P.A.M. Transportation Posts 14.6% Uptick In Earnings, Plans Expansion

by Kim Souza ([email protected]) 147 views 

Despite a somewhat challenging climate amid driver shortages and smaller margins, P.A.M. Transportation Services posted third quarter profits of $5.794 million, according to the earnings release mid-day on Monday (Oct. 26). Net income for the quarter ending Sept. 30, rose 14.6% over the $5.056 million reported in the same period of 2014.

On a per-share earnings basis the Tontitown-based carrier hit 80 cents per share, up 27% on the 63 cents in the third quarter of 2014.

“Although the third quarter offered its fair share of challenges, we are extremely satisfied with our results. The second quarter of this year was our best earnings quarter on record and this quarter represents our second best earnings quarter to date,” President and CEO Daniel Cushman said in the earnings statement.

“Our goal this year was to grow while continuing to operate at the same or better profitability levels as those established in 2014. Growth has been difficult with the challenging driver market, but we have had some success,” he added.

While net profits rose, overall revenue took a hit with lower fuel prices impacting top line growth. Total revenue with fuel surcharges for the three months ending Sept. 30, totaled $107.109 million, relatively flat against the $107.058 million reported a year ago. The company’s total fuel surcharges were $15.033 million in the third quarter, falling 39.6% from the $24.900 million collected in the same period last year. Cushman said revenue growth did not live up to company’s expectations, but he was proud of the 12.1% growth in revenue, excluding the impact of fuel surcharges.

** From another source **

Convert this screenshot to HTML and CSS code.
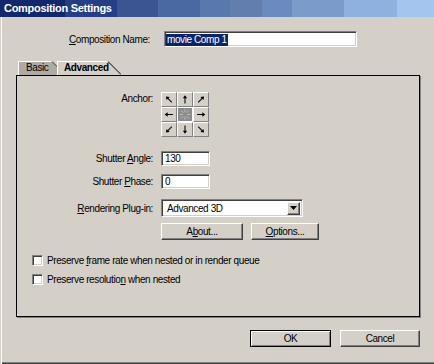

Through three quarters of 2015, P.A.M. Transportation’s net income is up more than 60% to $18.203 million. In the same period of 2014 net income was $11.358 million. Earnings per share to date has been $2.46, a gain of 74.4% from the $1.14 earned at this time last year.

Even though P.A.M. has mounted a turnaround year, Wall Street investors did not hear enough good news to suit them. Shares of P.A.M. Transportation (NASDAQ: PTSI) declined 11.5% to  $38.23, plunging $4.98 in active trading. For the past 52-weeks the share price has ranged from from a $67.61 high to a $30.33 low.

Cushman commended the company’s efforts to improve the operating ratio in its trucking division and continue to grow business in its brokerage/logistics segment at a respectable level. That said, he also noted there has been some downward margin pressure in the logistics business which relates to softer demand from shippers.

EXPANSION MOVES
In an effort to grow its network, P.A.M. management announced plans to expand the number of terminal locations beyond its existing footprint.

“We recently purchased a terminal in Ohio and are also exploring terminal locations on the West Coast. We continue to be open to growth by acquisitions and believe our model allows us the ability to be selective in that regard,” Cushman said.

P.A.M. expanded their truck count to 1,832 in the quarter, up from 1,767 trucks a year ago. The numbers include more owner/operated rigs which were responsible for the overall uptick. The average weekly revenue per truck was $3,420, up compared to $3,365 earned a year ago. The actual revenue per mile, before fuel surcharges also ticked upward to $1.43 which was 2 cents higher than last year.

“We continue to focus on growth in those divisions that allow us better opportunities to recruit and retain drivers. We feel those opportunities exist within our Automotive, Dedicated, Mexico and Expedited Divisions,” Cushman said. “Our recruiting and retention efforts continue to be a primary focus, and we are doing everything we can to nurture our relationships with our driving schools, our recruiters, and most importantly our driving professionals.”

The American Trucking Association recently reported a driver shortage expectation of 48,000 empty truck seats by the end of 2015, largely led by a retiring workforce.

“The ability to find enough qualified drivers is one of our industry’s biggest challenges,” ATA President and CEO Bill Graves said in recent industry report. “This latest report plainly lays out the problem – as well as some possible solutions – to the driver shortage.”

Graves said there is no short-term solution to the driver shortage issues, which are expected worsen. Over the next decade trucking industry will need to hire 890,000 new drivers or 89,000 per year. About 45% of those will replace retiring drivers, with industry growth also fueling the demand.